日経DUALでは先日「組織力アップにつながる育休復帰社員の正しい戦力化とは」をテーマに、東京国際フォーラムにてセミナーを開催し、約120人の方々にご参加いただきました。参加者のおよそ半数は企業の人事部門に所属する方々。そのほか秘書部門勤務、スーパーバイザー、リサーチャーなど、幅広い分野の方々が会場に集いました。盛りだくさんのメニューで終始熱気に包まれたセミナーのダイジェストをお送りします。

育休後コンサルタントが教える「3つの失敗」「子育て支援企業への道10ステップ」

 まず、「これが失敗の典型例! 育休復帰社員とそのチームをダメにする3つの共通項」と題した基調講演からスタート。育休後コンサルタントの山口理栄さんを迎え、日経DUAL編集長・羽生祥子とのトークセッション形式でお話を伺いました。育休から復帰した社員の活躍を阻む失敗例として、山口さんが指摘したのは次の3点です。

<上司のミス>
育休復帰社員に産休前よりも易しい仕事を与える、本人の能力以下のノルマを設定する。育休中、ママ社員は地域などで他のママと交流する中、「育休を取得し、職場に復職できる自分」が恵まれていることを再認識し、会社への感謝を強めている。「仕事で役に立ちたい」という新鮮な気持ちで戻ってくるケースも多い。それなのに本人の経験や能力を下回る仕事しか与えず、せっかく高まったモチベーションを下げてしまう――など

<人事のミス>
育休から復帰した社員、育児中の社員のキャリアプランを考えていない。管理職への道筋を作っておらず、研修の機会も提供していない――など

<社長のミス>
育児中の社員の「ライフ」部分を尊重することなく、仕事面のみへのプレッシャーをかけ続け、モチベーション低下につなげてしまう。ライフを大事にしつつ、仕事でも実力を発揮して会社に貢献してほしいというメッセージを、自分の言葉で伝えていない――など

育休後コンサルタントの山口理栄さん
育休後コンサルタントの山口理栄さん

 続いて、山口さんが提唱する「子育て支援企業への道 10ステップ」について、「復帰前・復帰後・日常」の3つのフェーズに分けて解説してもらいました。

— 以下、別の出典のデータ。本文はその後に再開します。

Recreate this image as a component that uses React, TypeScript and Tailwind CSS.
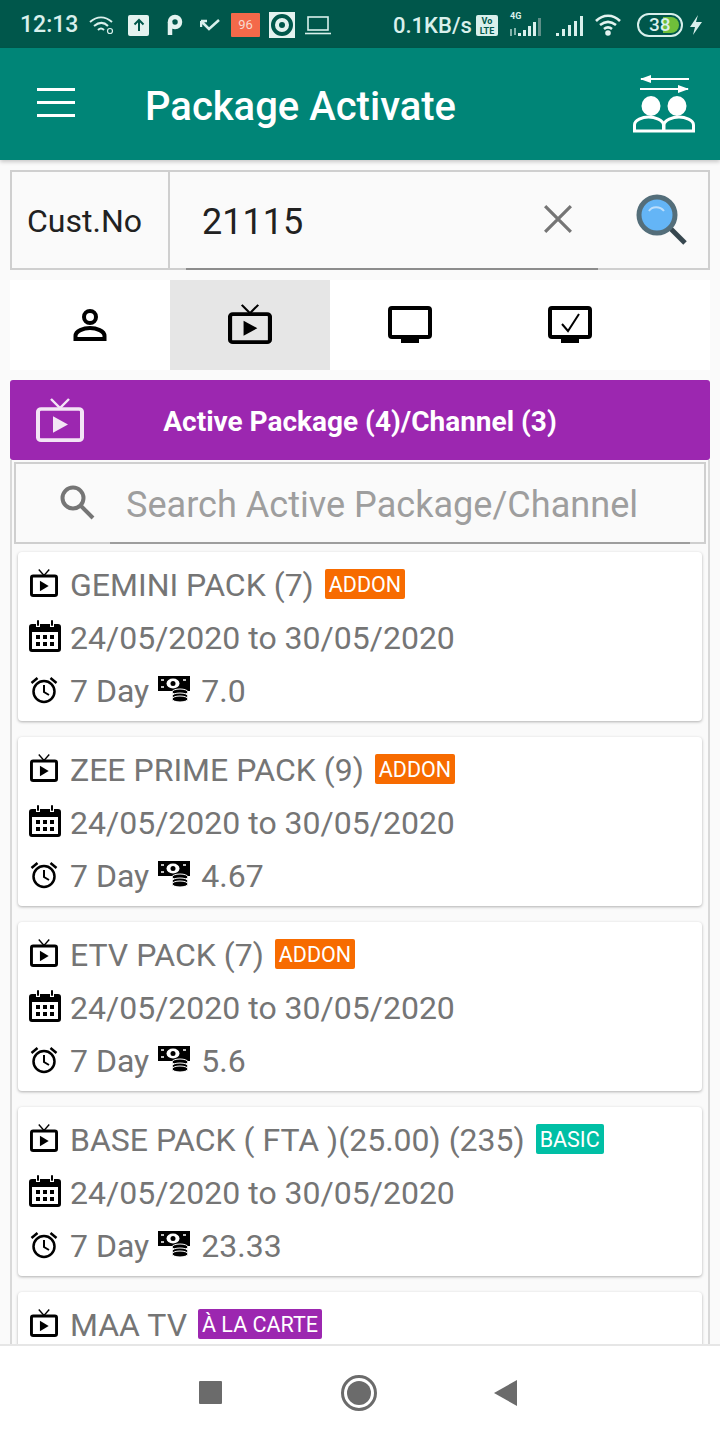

「時短社員の給与が減額されていることを、他の社員達にも周知させる」「育児中社員をカバーする社員のほうも評価する」「生産性を意識した評価制度を徹底する」など、実際の職場で起こっている問題を踏まえ、具体的な行動方針を示しました。

 このコーナーでは「あなたの会社は子育て支援企業失格か?」と題したチェックシートも配布。

 そこに記されたチェックポイントは、「社員から妊娠を告げられると『まいったなぁ、辞めるの?』と言ってしまう上司がいる」「社員が子どもを持つと出張に行かせたりチャレンジをする機会を与えたりしなくなる」など。「1つでも当てはまれば子育て支援企業として失格の疑いあり!」とされる8つの項目を見つめる参加者の真剣な顔つきが印象的でした。